There are examples where $X_0 \subsetneq X_1 \subsetneq X_2 = X$, so there is a point in continuing past $n = 1$. Here is the one I came up with (here $X_1$ is the bottom level and $X_2$ is the middle level):

I believe I also have a "four-level" example, whose levels have sizes $16, 8, 8, 3$ going from top to bottom. However, I have not managed to come up with a general $N$-level construction.

You can see exactly how it fails in some nice classes of examples where there is such an $f$:

If there is a bottom element $\bot$, then $X_1 \subseteq X_0 \cup \{\bot\}$ and the sequence stabilises from that point on, since all $x$ have $M^1(x) \subseteq M^1(\bot)$ and $M_1(x) \subseteq M_1(\bot)$.

If there is a top element $\top$, then $X_0 = \{\top\}$ and $M_0(x)$ are all just $\{\top\}$, so $X_1 = X_0$.

If there is a pair of elements $x, y$ such that $y$ is the unique element that covers $x$ (ie, in the Hasse diagram there is a single line coming up out of $x$, and it goes to $y$), then there is such an $f$ (send $x$ to $y$), and indeed $x$ will never belong to any $X_i$ (because $M_n(x) \subseteq M_n(y)$ and $M^n(x) \subseteq M^n(y)$ provided that $x \notin X_{n - 1}$), and neither will $y$, provided that $y \notin X_0$, by a similar argument. (Note that this generalises the "top element" and "bottom element" cases)

I haven't seriously tried to prove that this condition is necessary in general. I am not terribly convinced that it will be, because when it fails it's not so obvious to me how to extract an endomorphism from that.

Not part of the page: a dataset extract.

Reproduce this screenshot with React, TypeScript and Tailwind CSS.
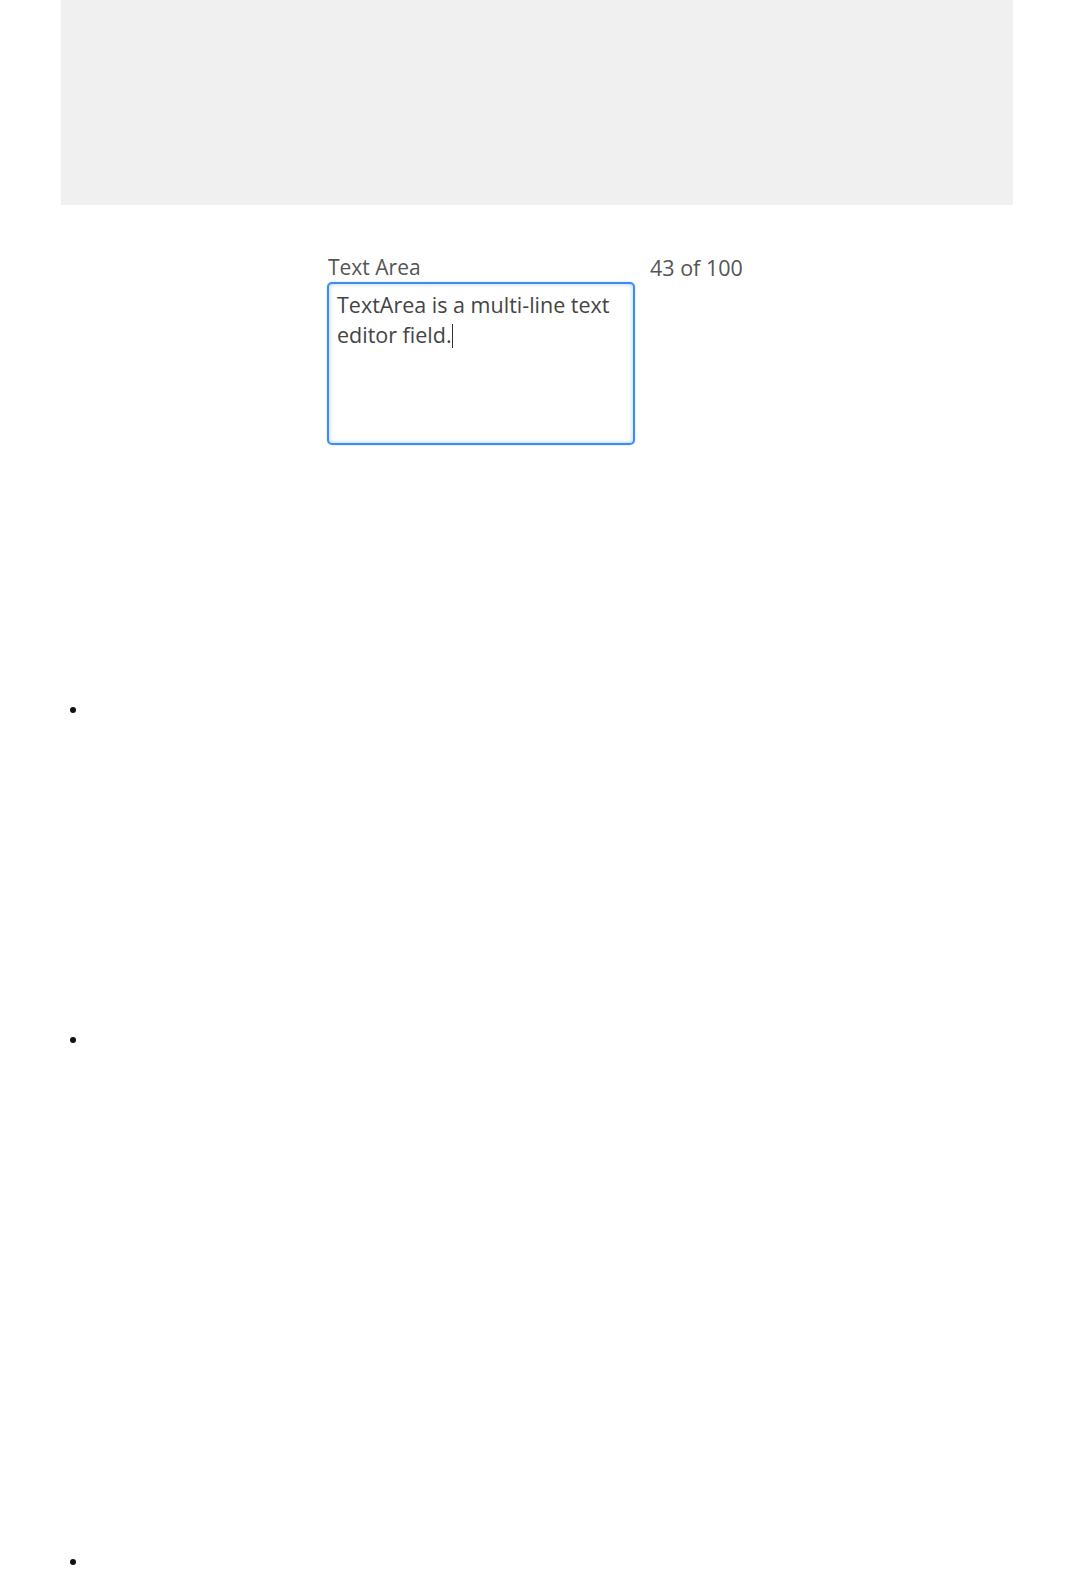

Maybe it's interesting to ask if there are other types of counterexample, in the sense that this condition fails but there is still no such $f$, or in the sense that there is no such $f$ but there are nontrivial automorphisms. Also, if there are $n$-level counterexamples (counterexamples where $X_0 \subsetneq X_1 \subsetneq X_2 \subsetneq \dotsb \subsetneq X_n$) for arbitrarily large $n$.